Qualified mortgage insurance means mortgage insurance provided by the Veterans Administration (VA), the Federal Housing Administration (FHA), or the Rural Housing Administration (RHA), and private mortgage insurance, as defined by Sec. 2 of the Homeowners Protection Act of ‘98 as in effect on December 20, 2006.
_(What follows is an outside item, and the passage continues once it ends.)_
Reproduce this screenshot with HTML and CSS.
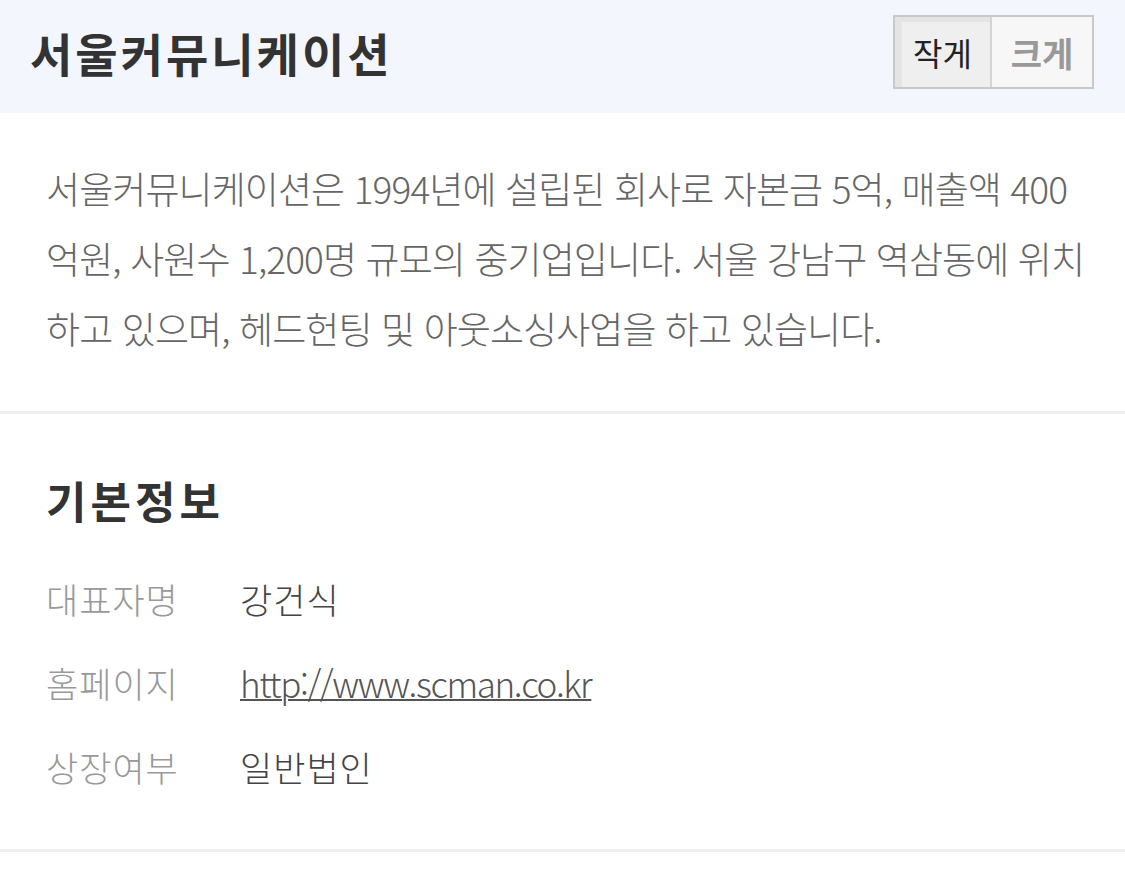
FILE: index.html
```html
<!DOCTYPE html>
<html lang="ko">
<head>
    <meta charset="UTF-8">
    <meta name="viewport" content="width=device-width, initial-scale=1.0">
    <title>서울커뮤니케이션</title>
    <link rel="stylesheet" href="styles.css">
</head>
<body>
    <header class="top">
        <h1>서울커뮤니케이션</h1>
        <div class="size-btns">
            <button class="btn-small">작게</button>
            <button class="btn-large">크게</button>
        </div>
    </header>

    <section class="intro">
        <p>서울커뮤니케이션은 1994년에 설립된 회사로 자본금 5억, 매출액 400억원, 사원수 1,200명 규모의 중기업입니다. 서울 강남구 역삼동에 위치하고 있으며, 헤드헌팅 및 아웃소싱사업을 하고 있습니다.</p>
    </section>

    <section class="info">
        <h2>기본정보</h2>
        <dl>
            <div class="row">
                <dt>대표자명</dt>
                <dd>강건식</dd>
            </div>
            <div class="row">
                <dt>홈페이지</dt>
                <dd><a href="#">http://www.scman.co.kr</a></dd>
            </div>
            <div class="row">
                <dt>상장여부</dt>
                <dd>일반법인</dd>
            </div>
        </dl>
    </section>
</body>
</html>
```

FILE: styles.css
```css
body {
    margin: 0;
    font-family: "Noto Sans CJK KR", "Noto Sans", sans-serif;
    background: #fff;
    color: #333;
}
.top {
    display: flex;
    justify-content: space-between;
    align-items: center;
    height: 104px;
    padding: 0 31px 9px 30px;
    background-color: #f3f6fd;
}
.top h1 {
    margin: 0;
    font-size: 46px;
    line-height: 60px;
    font-weight: 700;
    letter-spacing: 3px;
    color: #333;
}
.size-btns {
    display: flex;
    border: 2px solid #c8c8c8;
}
.size-btns button {
    height: 70px;
    border: none;
    font-family: inherit;
    padding: 0;
    cursor: pointer;
}
.btn-small {
    width: 97px;
    background-color: #efefef;
    color: #222;
    font-size: 32px;
    border-right: 2px solid #d4d4d4 !important;
    box-shadow: inset 7px 5px 0 #e4e4e4;
}
.btn-large {
    width: 100px;
    background-color: #f7f7f7;
    color: #999;
    font-size: 34px;
    font-weight: 700;
}
.intro {
    padding: 40px 30px 48px 46px;
    border-bottom: 3px solid #eee;
}
.intro p {
    margin: 0;
    font-size: 37px;
    line-height: 70px;
    letter-spacing: -0.9px;
    color: #666;
    font-weight: 300;
}
.info {
    padding: 56px 46px 41px;
    border-bottom: 3px solid #eee;
}
.info h2 {
    margin: 0 0 26px;
    font-size: 44px;
    line-height: 60px;
    font-weight: 700;
    letter-spacing: 4px;
    color: #333;
}
dl {
    margin: 0;
}
.row {
    display: flex;
    align-items: center;
    height: 84px;
}
dt {
    width: 194px;
    font-size: 35px;
    letter-spacing: 1px;
    color: #999;
    font-weight: 300;
}
dd {
    margin: 0;
    font-size: 35px;
    letter-spacing: 1px;
    color: #444;
    font-weight: 300;
}
dd a {
    color: #555;
    letter-spacing: -1.4px;
    text-decoration: underline;
    text-decoration-thickness: 2px;
}
```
The amount of mortgage insurance premiums treated as qualified residence interest must be reduced (but not below zero) by: (a) for taxpayers other than married persons filing separately, ten percent of the amount of qualified mortgage insurance premiums for each $1,000 (or fraction thereof) that the taxpayer’s AGI for the tax year exceeds $100,000. And (b), for married persons filing separately, ten percent of the amount of qualified mortgage insurance premiums for each $500 (or fraction thereof) that the taxpayer’s AGI for the tax year exceeds $50,000.
For 2007 tax information reporting purposes, Form 1098 – Mortgage Interest Statement – now includes a new box, number “4”, entitled “Mortgage Insurance Premiums.” This box should be utilized to report qualifying mortgage insurance premiums. Only amounts of $600 or more need to be reported.